7. Il résulte de l’instruction et des propos tenus à l’audience par les parties, ainsi que des pièces produites, que la déclaration de manifestation adressée par les associations requérantes à la préfète de la Gironde le 20 août 2021, concernait un cheminement en bicyclette d’une distance de 19,7 kilomètres dont le point de départ, dimanche 5 septembre 2021 à 14 heures, était fixé au Parc bordelais. L’itinéraire devait passer place Pey-Berland, devant la mairie et la cathédrale Saint-André, puis quartier Saint-Genès, la gare Saint-Jean, le pont Saint-Jean, quai Deschamps, le pont de Pierre, quai Richelieu, quai Louis XVIII, quai des Chartrons, quai de Bacalan, Cité du vin, cour Balguerie Stuttenberg, pour rejoindre ensuite le Jardin public et les boulevards avant de revenir à son point de départ, à 17 heures, au Parc bordelais. Le port de vêtements était facultatif sur le parcours de la manifestation, permettant aux participants d’exposer leurs organes sexuels à la vue d’autrui compte tenu de leur nudité complète.
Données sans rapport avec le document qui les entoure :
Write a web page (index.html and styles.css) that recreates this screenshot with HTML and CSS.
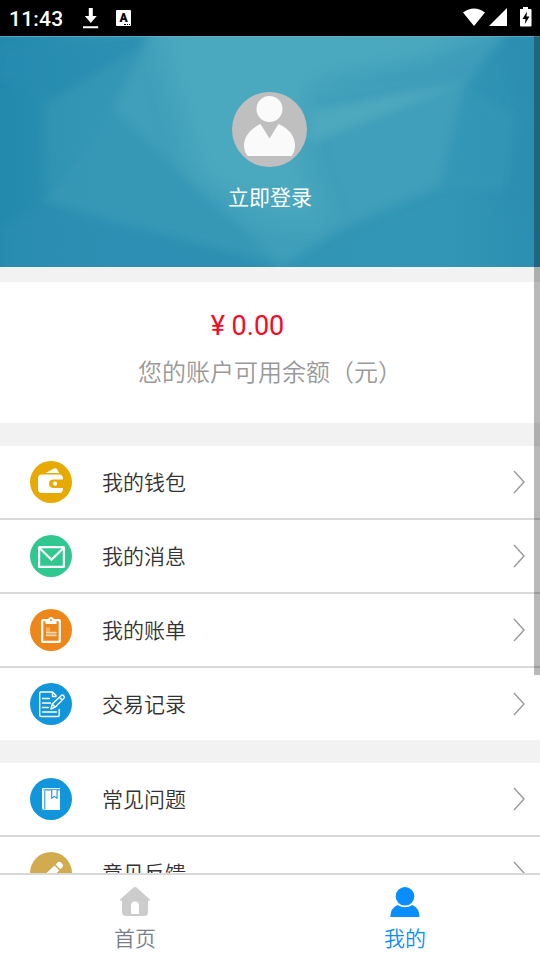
FILE: index.html
```html
<!DOCTYPE html>
<html lang="zh-CN">
<head>
<meta charset="utf-8">
<title>我的</title>
<link rel="stylesheet" href="styles.css">
</head>
<body>
<div class="app">
  <header class="status">
    <span class="clock">11:43</span>
    <svg class="download" width="16" height="22" viewBox="0 0 16 22" fill="#fff"><path d="M5.800 0h4v8h4L7.800 15 1.800 8h4zM0 18.200h15.200v2H0z"/></svg>
    <span class="badge">A<i></i></span>
    <svg class="signals" width="70" height="22" viewBox="0 0 70 22" fill="#fff"><path d="M0 5.500Q11-2.500 22 5.500L11 19zM26 19 44 1v18zM57 2h3V0h5v2h2.500q1 0 1 1v15.500q0 1-1 1H58q-1 0-1-1z"/><path d="M64 4.500 59.500 12h3l-.7 5 4.700-7.500h-3z" fill="#000"/></svg>
  </header>
  <main class="content">
    <section class="hero">
      <svg class="facets" viewBox="0 0 540 231" preserveAspectRatio="none">
        <defs>
          <filter id="soft" x="-10%" y="-10%" width="120%" height="120%"><feGaussianBlur stdDeviation="5"/></filter>
          <filter id="haze" x="-20%" y="-20%" width="140%" height="140%"><feGaussianBlur stdDeviation="12"/></filter>
          <linearGradient id="edge"><stop offset="0" stop-color="#2289ad"/><stop offset=".2" stop-color="#2f94b4"/><stop offset=".82" stop-color="#3296b6"/><stop offset="1" stop-color="#2b8fb2"/></linearGradient>
        </defs>
        <path fill="url(#edge)" d="M0 0h540v231H0z"/>
        <g filter="url(#soft)">
          <path d="M0 10 150 2 55 66 0 42z" fill="#268cb0" opacity=".6"/>
          <path d="M45 68 150 5 113 72 46 155z" fill="#3798b6" opacity=".6"/>
          <path d="M43 165 113 72 203 157 280 229z" fill="#3899b6" opacity=".75"/>
          <path d="M113 72 152-6H506L465 50 440 150 345 191 282 229 190 145z" fill="#419fba"/>
          <path d="M310 46 506 0 465 45z" fill="#399bb9" opacity=".6"/>
          <path d="M310 75 462 48 400 72 310 107z" fill="#50abbf" opacity=".8"/>
          <path d="M462 50 515 80 505 155 440 150z" fill="#3698b7" opacity=".5"/>
          <path d="M506-5H550V200L500 168 520 80z" fill="#288db1" opacity=".5"/>
          <path d="M0 190 45 170 270 226V240H0z" fill="#298eb2" opacity=".65"/>
        </g>
        <g filter="url(#haze)">
          <path d="M155-12H500L420 24 310 46 300 120 325 185 270 180 200 140z" fill="#4caabf" opacity=".85"/>
        </g>
        <path d="M0 .5h540" stroke="#6cabc8" opacity=".8"/>
      </svg>
      <svg class="avatar" width="75" height="75" viewBox="0 0 75 75"><circle cx="37.500" cy="37.500" r="37.500" fill="#bfbfbf"/><path d="M28.500 32 37.500 46.500 46.500 32C58 37 63.200 45 63 54q-.2 6-3.500 10H15.800q-3.600-4-3.800-10C11.800 45 18 37 28.500 32z" fill="#fafafa"/><circle cx="37.500" cy="17" r="13" fill="#fafafa"/></svg>
      <div class="login">立即登录</div>
    </section>
    <section class="balance">
      <div class="amount">¥ 0.00</div>
      <div class="caption">您的账户可用余额（元）</div>
    </section>
    <ul class="menu">
      <li class="row">
        <svg class="icon" viewBox="0 0 42 42"><circle cx="21" cy="21" r="21" fill="#e6aa02"/><path d="M15.500 12 24 7.500q2-.8 3 .7l2.300 3.800z" fill="#fff"/><path d="M12 13.500h17.500q3.500 0 3.500 4.500v9q0 5-3.500 5H12q-4 0-4-4V17.500q0-4 4-4z" fill="#fff"/><path d="M34 18.500H24q-5 0-5 4.200t5 4.200H34z" fill="#e6aa02"/><circle cx="25" cy="22.700" r="2.100" fill="#fff"/></svg>
        <span class="label">我的钱包</span><svg class="arrow" viewBox="0 0 12 24"><path d="M1 1 11 12 1 23"/></svg>
      </li>
      <li class="row">
        <svg class="icon" viewBox="0 0 42 42"><circle cx="21" cy="21" r="21" fill="#30c890"/><g fill="none" stroke="#fff" stroke-width="2.200"><rect x="9.100" y="12.100" width="24.800" height="19.800" rx=".5"/><path d="m10 13.500 11.500 11.300L33 13.500"/></g></svg>
        <span class="label">我的消息</span><svg class="arrow" viewBox="0 0 12 24"><path d="M1 1 11 12 1 23"/></svg>
      </li>
      <li class="row">
        <svg class="icon" viewBox="0 0 42 42"><circle cx="21" cy="21" r="21" fill="#ee871b"/><rect x="12.200" y="11.200" width="17.600" height="21.600" rx=".8" fill="none" stroke="#fff" stroke-width="2.200"/><path d="M15.500 15v-3.500H18q.2-3.500 3-3.500t3 3.500h2.500V15z" fill="#fff"/><circle cx="21" cy="11" r="1" fill="#ee871b"/><path d="M16 18.500h4v4h-4zM16 22.500h10.500v5H16z" fill="#fff" opacity=".35"/><path d="M16 23.500h10.500M16 26.500h10.500" stroke="#fff" opacity=".5"/></svg>
        <span class="label">我的账单</span><svg class="arrow" viewBox="0 0 12 24"><path d="M1 1 11 12 1 23"/></svg>
      </li>
      <li class="row">
        <svg class="icon" viewBox="0 0 42 42"><circle cx="21" cy="21" r="21" fill="#1296db"/><g fill="none" stroke="#fff" stroke-width="1.400" stroke-linecap="round" stroke-linejoin="round"><path d="M26 13v-.5L22.500 9H11Q9.700 9 9.700 10.500V32q0 1.500 1.500 1.500h16.500q1.500 0 1.500-1.500v-5.500M22.500 9v4.500H26M12.500 15.500h7M12.500 20h8M12.500 24.500h6M12.500 29h14"/><path d="m21 26 1.200-5 9.200-8.500q1.200-1 2.300.2t.2 2.500l-8.800 9zM22.200 21l2.800 3M29.500 14.300l2.700 2.800"/></g></svg>
        <span class="label">交易记录</span><svg class="arrow" viewBox="0 0 12 24"><path d="M1 1 11 12 1 23"/></svg>
      </li>
    </ul>
    <ul class="menu">
      <li class="row">
        <svg class="icon" viewBox="0 0 42 42"><circle cx="21" cy="21" r="21" fill="#1296db"/><path d="M13 10h17v1.200H13.500v1.300H30V32H14q-2 0-2-2V11.500q0-1.500 1-1.500z" fill="#fff"/><path d="M14.800 13v18.500" stroke="#1296db"/><path d="M21.700 12v8.300l2.700-1.900 2.700 1.900V12" fill="#fff" stroke="#1296db" stroke-width="1.100"/></svg>
        <span class="label">常见问题</span><svg class="arrow" viewBox="0 0 12 24"><path d="M1 1 11 12 1 23"/></svg>
      </li>
      <li class="row">
        <svg class="icon" viewBox="0 0 42 42"><circle cx="21" cy="21" r="21" fill="#d2ab4f"/><path d="m11 26 13.500-12.400 4.800 4.900L15.500 31 10 32zM25.600 12.500l1.900-2q1.800-1.600 3.300-.2l1.700 1.800q1.300 1.700-.3 3.300l-1.900 1.900z" fill="#fff"/></svg>
        <span class="label">意见反馈</span><svg class="arrow" viewBox="0 0 12 24"><path d="M1 1 11 12 1 23"/></svg>
      </li>
    </ul>
    <div class="scrollbar"></div>
  </main>
  <nav class="tabs">
    <div class="tab"><svg width="30" height="30" viewBox="0 0 30 30"><path d="M13.200.8q1.800-1.400 3.600 0L29.500 12q.8 1-.2 1.700H28V25q0 4-4 4H6q-4 0-4-4V13.700H.7Q-.3 13 .5 12zM11 27h8v-8.500q0-4-4-4t-4 4z" fill="#ccc" fill-rule="evenodd"/></svg><span>首页</span></div>
    <div class="tab active"><svg width="30" height="30" viewBox="0 0 30 30" fill="#0a8efe"><circle cx="15" cy="9.300" r="9.300"/><path d="M.3 30Q.5 21 7.500 18q7.500 4.700 15 0Q29.300 21 29.500 30z"/></svg><span>我的</span></div>
  </nav>
</div>
</body>
</html>
```
FILE: styles.css
```css
* { box-sizing: border-box; }
body {
  margin: 0;
  background: #fff;
  font-family: Roboto, "Noto Sans CJK SC", sans-serif;
  font-weight: 350;
}
.app {
  width: 540px;
  height: 960px;
  display: flex;
  flex-direction: column;
  overflow: hidden;
}
.status {
  height: 36px;
  flex: none;
  display: flex;
  align-items: center;
  background: #000;
  color: #fff;
  padding: 0 9px;
}
.clock {
  width: 74px;
  padding-top: 1px;
  font-size: 21px;
  font-weight: 500;
  letter-spacing: 0.2px;
  line-height: 36px;
}
.download { margin-top: 2px; }
.badge {
  width: 15px;
  height: 16px;
  margin-left: 17px;
  border-radius: 1px;
  background: #fff;
  color: #000;
  font-size: 12px;
  font-weight: 900;
  line-height: 16px;
  text-align: center;
  position: relative;
}
.badge i {
  position: absolute;
  right: 1px;
  bottom: 1px;
  width: 6px;
  border-bottom: 1px dotted #000;
}
.signals { margin-left: auto; margin-right: -2px; }
.content {
  flex: 1;
  min-height: 0;
  overflow: hidden;
  background: #f2f2f2;
  position: relative;
}
.hero {
  height: 231px;
  padding-top: 56px;
  display: flex;
  flex-direction: column;
  align-items: center;
  position: relative;
}
.facets {
  position: absolute;
  inset: 0;
  width: 100%;
  height: 100%;
}
.avatar { position: relative; left: -0.5px; }
.login {
  position: relative;
  margin-top: 16px;
  color: #fff;
  font-size: 21px;
  font-weight: 400;
  line-height: 30px;
}
.balance {
  height: 141px;
  margin-top: 15px;
  padding-top: 26px;
  background: #fff;
  text-align: center;
}
.amount {
  padding-right: 45px;
  color: #fb0725;
  font-size: 27px;
  font-weight: 400;
  line-height: 36px;
}
.caption {
  margin-top: 11px;
  color: #999;
  font-size: 24px;
  line-height: 36px;
}
.menu {
  list-style: none;
  margin: 23px 0 0;
  padding: 0;
  background: #fff;
}
.row {
  height: 72px;
  display: flex;
  align-items: center;
  padding: 0 15px 0 30px;
}
.row + .row {
  height: 74px;
  border-top: 2px solid #d9d9d9;
}
.icon { width: 42px; height: 42px; }
.label {
  margin-left: 30px;
  padding-top: 2px;
  flex: 1;
  color: #333;
  font-size: 21px;
  line-height: 30px;
}
.arrow {
  width: 12px;
  height: 24px;
  fill: none;
  stroke: #999;
  stroke-width: 1.4;
}
.scrollbar {
  position: absolute;
  top: 0;
  right: 0;
  width: 6px;
  height: 639px;
  background: rgba(0, 0, 0, 0.28);
}
.tabs {
  height: 87px;
  flex: none;
  display: flex;
  border-top: 2px solid #d9d9d9;
  background: #fff;
}
.tab {
  flex: 1;
  padding-top: 12px;
  display: flex;
  flex-direction: column;
  align-items: center;
  color: #7a7e8c;
  font-size: 21px;
  line-height: 30px;
}
.tab span { margin-top: 7px; }
.active { color: #0a8efe; }
```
8. En interdisant la manifestation « World Naked Bike Ride Bordeaux 2021 », eu égard au but de la manifestation et à ses motifs portés à la connaissance du public par le site Internet du mouvement naturiste qui appelle le public à y participer, « complètement dévêtus ou déguisés à leur guise » au Parc Bordelais dimanche 5 septembre à 14 heures et à « sillonner la ville » ce qui est de nature à troubler l’ordre public, la préfète de la Gironde n'a pas porté une atteinte grave et manifestement illégale à la liberté de manifestation alors même que le but de celle-ci est de « rouler ensemble pour le climat, la biodiversité et les libertés », aux termes de l’affiche diffusée qui représente au demeurant deux cyclistes nus sur un tandem, compte tenu de l’ampleur du parcours, des lieux traversés, de l’horaire choisi, de l’itinéraire traversant les principaux lieux touristiques du centre-ville de Bordeaux et parcs publics et des moyens de sécurité publique pouvant être alloués.

9. Il résulte de tout ce qui précède que la requête présentée par M. C... et l’association pour la promotion du naturisme en liberté doit être rejetée.

O R D O N N E :

Article 1er : La requête de M. C... et de l’association pour la promotion du naturisme en liberté est rejetée.

Article 2 : La présente ordonnance sera notifiée à M. E... C..., à l’association pour la promotion du naturisme en liberté et à la préfète de la Gironde.